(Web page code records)
— start —

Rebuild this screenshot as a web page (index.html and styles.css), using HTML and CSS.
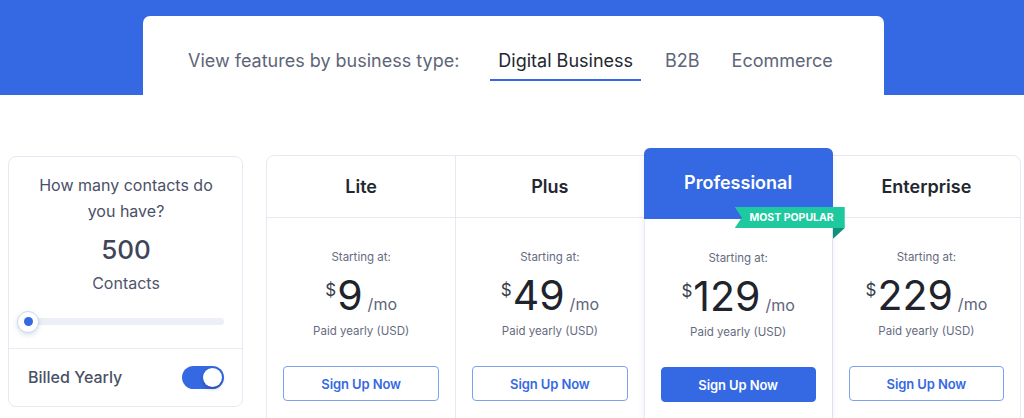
FILE: index.html
```html
<!DOCTYPE html>
<html lang="en">
<head>
<meta charset="utf-8">
<title>Pricing</title>
<link rel="stylesheet" href="styles.css">
</head>
<body>
<header class="hero">
  <div class="tabs-card">
    <span class="tabs-label">View features by business type:</span>
    <nav class="tabs">
      <a class="tab active">Digital Business</a>
      <a class="tab">B2B</a>
      <a class="tab">Ecommerce</a>
    </nav>
  </div>
</header>
<main class="pricing">
  <aside class="contacts-card">
    <div class="contacts-top">
      <p class="question">How many contacts do you have?</p>
      <div class="count">500</div>
      <div class="count-label">Contacts</div>
      <div class="slider"><span class="thumb"><span class="dot"></span></span></div>
    </div>
    <div class="billing">
      <span class="billing-label">Billed Yearly</span>
      <span class="toggle"><span class="knob"></span></span>
    </div>
  </aside>
  <section class="plans">
    <div class="plan">
      <div class="plan-head"><h3>Lite</h3></div>
      <div class="plan-body">
        <div class="starting">Starting at:</div>
        <div class="price"><span class="cur">$</span><span class="amount">9</span><span class="per">/mo</span></div>
        <div class="paid">Paid yearly (USD)</div>
        <a class="btn">Sign Up Now</a>
      </div>
    </div>
    <div class="plan">
      <div class="plan-head"><h3>Plus</h3></div>
      <div class="plan-body">
        <div class="starting">Starting at:</div>
        <div class="price"><span class="cur">$</span><span class="amount">49</span><span class="per">/mo</span></div>
        <div class="paid">Paid yearly (USD)</div>
        <a class="btn">Sign Up Now</a>
      </div>
    </div>
    <div class="plan featured">
      <div class="plan-head"><h3>Professional</h3>
        <span class="ribbon">MOST POPULAR</span>
        <span class="ribbon-fold"></span>
      </div>
      <div class="plan-body">
        <div class="starting">Starting at:</div>
        <div class="price"><span class="cur">$</span><span class="amount">129</span><span class="per">/mo</span></div>
        <div class="paid">Paid yearly (USD)</div>
        <a class="btn btn-solid">Sign Up Now</a>
      </div>
    </div>
    <div class="plan">
      <div class="plan-head"><h3>Enterprise</h3></div>
      <div class="plan-body">
        <div class="starting">Starting at:</div>
        <div class="price"><span class="cur">$</span><span class="amount">229</span><span class="per">/mo</span></div>
        <div class="paid">Paid yearly (USD)</div>
        <a class="btn">Sign Up Now</a>
      </div>
    </div>
  </section>
</main>
</body>
</html>
```

FILE: styles.css
```css
* { box-sizing: border-box; }
html, body { margin: 0; padding: 0; background: #fff; }
body {
  font-family: Inter, Roboto, "Liberation Sans", sans-serif;
  color: #23272f;
  width: 1024px;
  height: 418px;
  overflow: hidden;
}

.hero {
  background: #3569e3;
  height: 95px;
  padding-top: 16px;
}
.tabs-card {
  margin-left: 143px;
  width: 741px;
  height: 79px;
  background: #fff;
  border-radius: 7px 7px 0 0;
  display: flex;
  align-items: flex-start;
  padding: 33px 0 0 45px;
}
.tabs-label {
  font-size: 18px;
  line-height: 24px;
  color: #5e6579;
  margin-right: 31px;
}
.tabs { display: flex; gap: 16px; }
.tab {
  font-size: 18px;
  line-height: 24px;
  color: #5e6579;
  padding: 0 8px 6px;
  border-bottom: 2px solid transparent;
}
.tab.active { color: #23272f; border-bottom-color: #3569e3; }

.pricing {
  display: flex;
  align-items: flex-start;
  padding: 60px 0 0 8px;
  gap: 23px;
}

.contacts-card {
  width: 235px;
  border: 1px solid #e6e9f3;
  border-radius: 8px;
  margin-top: 1px;
}
.contacts-top {
  padding: 15px 18px 23px 19px;
  border-bottom: 1px solid #e9ecf5;
  text-align: center;
}
.question {
  margin: 0;
  padding: 0 4px;
  font-size: 16px;
  line-height: 26px;
  color: #4a5066;
}
.count {
  margin-top: 10px;
  font-size: 26px;
  line-height: 32px;
  font-weight: 500;
  color: #3f4559;
}
.count-label {
  margin-top: 5px;
  font-size: 16px;
  line-height: 24px;
  color: #50566b;
}
.slider {
  position: relative;
  margin-top: 23px;
  height: 7px;
  border-radius: 4px;
  background: #eceff6;
}
.thumb {
  position: absolute;
  left: -11px;
  top: -7.5px;
  width: 22px;
  height: 22px;
  border-radius: 50%;
  background: #fff;
  border: 1px solid #cbd8f6;
  box-shadow: 0 2px 5px rgba(60, 80, 130, 0.18);
  display: flex;
  align-items: center;
  justify-content: center;
}
.dot {
  width: 9px;
  height: 9px;
  border-radius: 50%;
  background: #3569e3;
}
.billing {
  height: 57px;
  display: flex;
  align-items: center;
  justify-content: space-between;
  padding: 0 18px 1px 19px;
}
.billing-label {
  font-size: 16px;
  font-weight: 500;
  color: #4a5066;
}
.toggle {
  position: relative;
  width: 42px;
  height: 23px;
  border-radius: 12px;
  background: #3569e3;
}
.knob {
  position: absolute;
  right: 2px;
  top: 2px;
  width: 19px;
  height: 19px;
  border-radius: 50%;
  background: #fff;
  box-shadow: 0 2px 4px rgba(0, 0, 0, 0.25);
}

.plans {
  width: 755px;
  display: grid;
  grid-template-columns: repeat(4, 1fr);
  border: 1px solid #e6e9f3;
  border-radius: 8px 8px 0 0;
  height: 280px;
}
.plan { border-left: 1px solid #e6e9f3; position: relative; }
.plan:first-child { border-left: none; }
.plan-head {
  height: 62px;
  border-bottom: 1px solid #e6e9f3;
  display: flex;
  align-items: center;
  justify-content: center;
  position: relative;
}
.plan-head h3 {
  margin: 0;
  font-size: 18px;
  font-weight: 600;
  color: #23272f;
}
.featured { z-index: 2; box-shadow: 0 0 6px rgba(90, 110, 160, 0.12); }
.featured .plan-head {
  margin: -8px -1px 0 -1px;
  height: 71px;
  background: #3569e3;
  border-bottom: none;
  border-radius: 6px 6px 0 0;
  padding-bottom: 3px;
}
.featured .plan-head h3 { color: #fff; }
.ribbon {
  position: absolute;
  right: -12px;
  bottom: -9px;
  height: 21px;
  width: 110px;
  background: #1ec99f;
  color: #fff;
  font-size: 10.5px;
  font-weight: 700;
  display: flex;
  align-items: center;
  justify-content: flex-end;
  padding-right: 11px;
  clip-path: polygon(0 0, 100% 0, 100% 100%, 0 100%, 7px 50%);
}
.ribbon-fold {
  position: absolute;
  right: -12px;
  bottom: -20px;
  width: 12px;
  height: 11px;
  background: #10917a;
  clip-path: polygon(0 0, 100% 0, 0 100%);
}

.plan-body {
  padding: 31px 16px 0;
  text-align: center;
}
.starting {
  font-size: 11.5px;
  line-height: 16px;
  color: #666c80;
}
.price {
  margin-top: 1px;
  height: 48px;
  line-height: 48px;
  color: #1f232c;
  white-space: nowrap;
}
.cur {
  font-size: 17px;
  vertical-align: 14px;
  color: #3a3f4d;
  margin-right: 1px;
}
.amount { font-size: 41px; }
.per {
  font-size: 16px;
  color: #5e6579;
  margin-left: 5px;
}
.paid {
  margin-top: 9px;
  font-size: 11.5px;
  line-height: 16px;
  color: #666c80;
}
.btn {
  margin-top: 27px;
  display: flex;
  align-items: center;
  justify-content: center;
  height: 35px;
  border: 1px solid #7ea1f0;
  border-radius: 4px;
  font-size: 13px;
  font-weight: 600;
  letter-spacing: -0.1px;
  color: #3569e3;
}
.btn-solid { background: #3569e3; border-color: #3569e3; color: #fff; }
```
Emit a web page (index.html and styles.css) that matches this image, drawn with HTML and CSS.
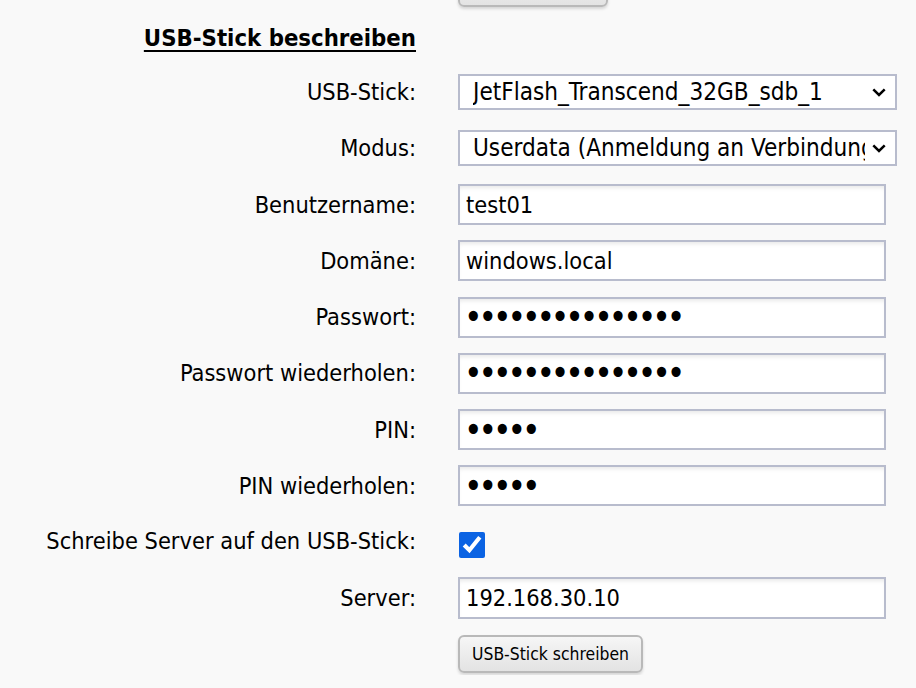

— end —

## [OBJECTIVE]
Take the listing above and restate it word for word, without its pictures.

## [THE REPLY]
Rebuild this screenshot as a web page (index.html and styles.css), using HTML and CSS.
FILE: index.html
```html
<!DOCTYPE html>
<html lang="en">
<head>
<meta charset="utf-8">
<title>Pricing</title>
<link rel="stylesheet" href="styles.css">
</head>
<body>
<header class="hero">
  <div class="tabs-card">
    <span class="tabs-label">View features by business type:</span>
    <nav class="tabs">
      <a class="tab active">Digital Business</a>
      <a class="tab">B2B</a>
      <a class="tab">Ecommerce</a>
    </nav>
  </div>
</header>
<main class="pricing">
  <aside class="contacts-card">
    <div class="contacts-top">
      <p class="question">How many contacts do you have?</p>
      <div class="count">500</div>
      <div class="count-label">Contacts</div>
      <div class="slider"><span class="thumb"><span class="dot"></span></span></div>
    </div>
    <div class="billing">
      <span class="billing-label">Billed Yearly</span>
      <span class="toggle"><span class="knob"></span></span>
    </div>
  </aside>
  <section class="plans">
    <div class="plan">
      <div class="plan-head"><h3>Lite</h3></div>
      <div class="plan-body">
        <div class="starting">Starting at:</div>
        <div class="price"><span class="cur">$</span><span class="amount">9</span><span class="per">/mo</span></div>
        <div class="paid">Paid yearly (USD)</div>
        <a class="btn">Sign Up Now</a>
      </div>
    </div>
    <div class="plan">
      <div class="plan-head"><h3>Plus</h3></div>
      <div class="plan-body">
        <div class="starting">Starting at:</div>
        <div class="price"><span class="cur">$</span><span class="amount">49</span><span class="per">/mo</span></div>
        <div class="paid">Paid yearly (USD)</div>
        <a class="btn">Sign Up Now</a>
      </div>
    </div>
    <div class="plan featured">
      <div class="plan-head"><h3>Professional</h3>
        <span class="ribbon">MOST POPULAR</span>
        <span class="ribbon-fold"></span>
      </div>
      <div class="plan-body">
        <div class="starting">Starting at:</div>
        <div class="price"><span class="cur">$</span><span class="amount">129</span><span class="per">/mo</span></div>
        <div class="paid">Paid yearly (USD)</div>
        <a class="btn btn-solid">Sign Up Now</a>
      </div>
    </div>
    <div class="plan">
      <div class="plan-head"><h3>Enterprise</h3></div>
      <div class="plan-body">
        <div class="starting">Starting at:</div>
        <div class="price"><span class="cur">$</span><span class="amount">229</span><span class="per">/mo</span></div>
        <div class="paid">Paid yearly (USD)</div>
        <a class="btn">Sign Up Now</a>
      </div>
    </div>
  </section>
</main>
</body>
</html>
```

FILE: styles.css
```css
* { box-sizing: border-box; }
html, body { margin: 0; padding: 0; background: #fff; }
body {
  font-family: Inter, Roboto, "Liberation Sans", sans-serif;
  color: #23272f;
  width: 1024px;
  height: 418px;
  overflow: hidden;
}

.hero {
  background: #3569e3;
  height: 95px;
  padding-top: 16px;
}
.tabs-card {
  margin-left: 143px;
  width: 741px;
  height: 79px;
  background: #fff;
  border-radius: 7px 7px 0 0;
  display: flex;
  align-items: flex-start;
  padding: 33px 0 0 45px;
}
.tabs-label {
  font-size: 18px;
  line-height: 24px;
  color: #5e6579;
  margin-right: 31px;
}
.tabs { display: flex; gap: 16px; }
.tab {
  font-size: 18px;
  line-height: 24px;
  color: #5e6579;
  padding: 0 8px 6px;
  border-bottom: 2px solid transparent;
}
.tab.active { color: #23272f; border-bottom-color: #3569e3; }

.pricing {
  display: flex;
  align-items: flex-start;
  padding: 60px 0 0 8px;
  gap: 23px;
}

.contacts-card {
  width: 235px;
  border: 1px solid #e6e9f3;
  border-radius: 8px;
  margin-top: 1px;
}
.contacts-top {
  padding: 15px 18px 23px 19px;
  border-bottom: 1px solid #e9ecf5;
  text-align: center;
}
.question {
  margin: 0;
  padding: 0 4px;
  font-size: 16px;
  line-height: 26px;
  color: #4a5066;
}
.count {
  margin-top: 10px;
  font-size: 26px;
  line-height: 32px;
  font-weight: 500;
  color: #3f4559;
}
.count-label {
  margin-top: 5px;
  font-size: 16px;
  line-height: 24px;
  color: #50566b;
}
.slider {
  position: relative;
  margin-top: 23px;
  height: 7px;
  border-radius: 4px;
  background: #eceff6;
}
.thumb {
  position: absolute;
  left: -11px;
  top: -7.5px;
  width: 22px;
  height: 22px;
  border-radius: 50%;
  background: #fff;
  border: 1px solid #cbd8f6;
  box-shadow: 0 2px 5px rgba(60, 80, 130, 0.18);
  display: flex;
  align-items: center;
  justify-content: center;
}
.dot {
  width: 9px;
  height: 9px;
  border-radius: 50%;
  background: #3569e3;
}
.billing {
  height: 57px;
  display: flex;
  align-items: center;
  justify-content: space-between;
  padding: 0 18px 1px 19px;
}
.billing-label {
  font-size: 16px;
  font-weight: 500;
  color: #4a5066;
}
.toggle {
  position: relative;
  width: 42px;
  height: 23px;
  border-radius: 12px;
  background: #3569e3;
}
.knob {
  position: absolute;
  right: 2px;
  top: 2px;
  width: 19px;
  height: 19px;
  border-radius: 50%;
  background: #fff;
  box-shadow: 0 2px 4px rgba(0, 0, 0, 0.25);
}

.plans {
  width: 755px;
  display: grid;
  grid-template-columns: repeat(4, 1fr);
  border: 1px solid #e6e9f3;
  border-radius: 8px 8px 0 0;
  height: 280px;
}
.plan { border-left: 1px solid #e6e9f3; position: relative; }
.plan:first-child { border-left: none; }
.plan-head {
  height: 62px;
  border-bottom: 1px solid #e6e9f3;
  display: flex;
  align-items: center;
  justify-content: center;
  position: relative;
}
.plan-head h3 {
  margin: 0;
  font-size: 18px;
  font-weight: 600;
  color: #23272f;
}
.featured { z-index: 2; box-shadow: 0 0 6px rgba(90, 110, 160, 0.12); }
.featured .plan-head {
  margin: -8px -1px 0 -1px;
  height: 71px;
  background: #3569e3;
  border-bottom: none;
  border-radius: 6px 6px 0 0;
  padding-bottom: 3px;
}
.featured .plan-head h3 { color: #fff; }
.ribbon {
  position: absolute;
  right: -12px;
  bottom: -9px;
  height: 21px;
  width: 110px;
  background: #1ec99f;
  color: #fff;
  font-size: 10.5px;
  font-weight: 700;
  display: flex;
  align-items: center;
  justify-content: flex-end;
  padding-right: 11px;
  clip-path: polygon(0 0, 100% 0, 100% 100%, 0 100%, 7px 50%);
}
.ribbon-fold {
  position: absolute;
  right: -12px;
  bottom: -20px;
  width: 12px;
  height: 11px;
  background: #10917a;
  clip-path: polygon(0 0, 100% 0, 0 100%);
}

.plan-body {
  padding: 31px 16px 0;
  text-align: center;
}
.starting {
  font-size: 11.5px;
  line-height: 16px;
  color: #666c80;
}
.price {
  margin-top: 1px;
  height: 48px;
  line-height: 48px;
  color: #1f232c;
  white-space: nowrap;
}
.cur {
  font-size: 17px;
  vertical-align: 14px;
  color: #3a3f4d;
  margin-right: 1px;
}
.amount { font-size: 41px; }
.per {
  font-size: 16px;
  color: #5e6579;
  margin-left: 5px;
}
.paid {
  margin-top: 9px;
  font-size: 11.5px;
  line-height: 16px;
  color: #666c80;
}
.btn {
  margin-top: 27px;
  display: flex;
  align-items: center;
  justify-content: center;
  height: 35px;
  border: 1px solid #7ea1f0;
  border-radius: 4px;
  font-size: 13px;
  font-weight: 600;
  letter-spacing: -0.1px;
  color: #3569e3;
}
.btn-solid { background: #3569e3; border-color: #3569e3; color: #fff; }
```
Emit a web page (index.html and styles.css) that matches this image, drawn with HTML and CSS.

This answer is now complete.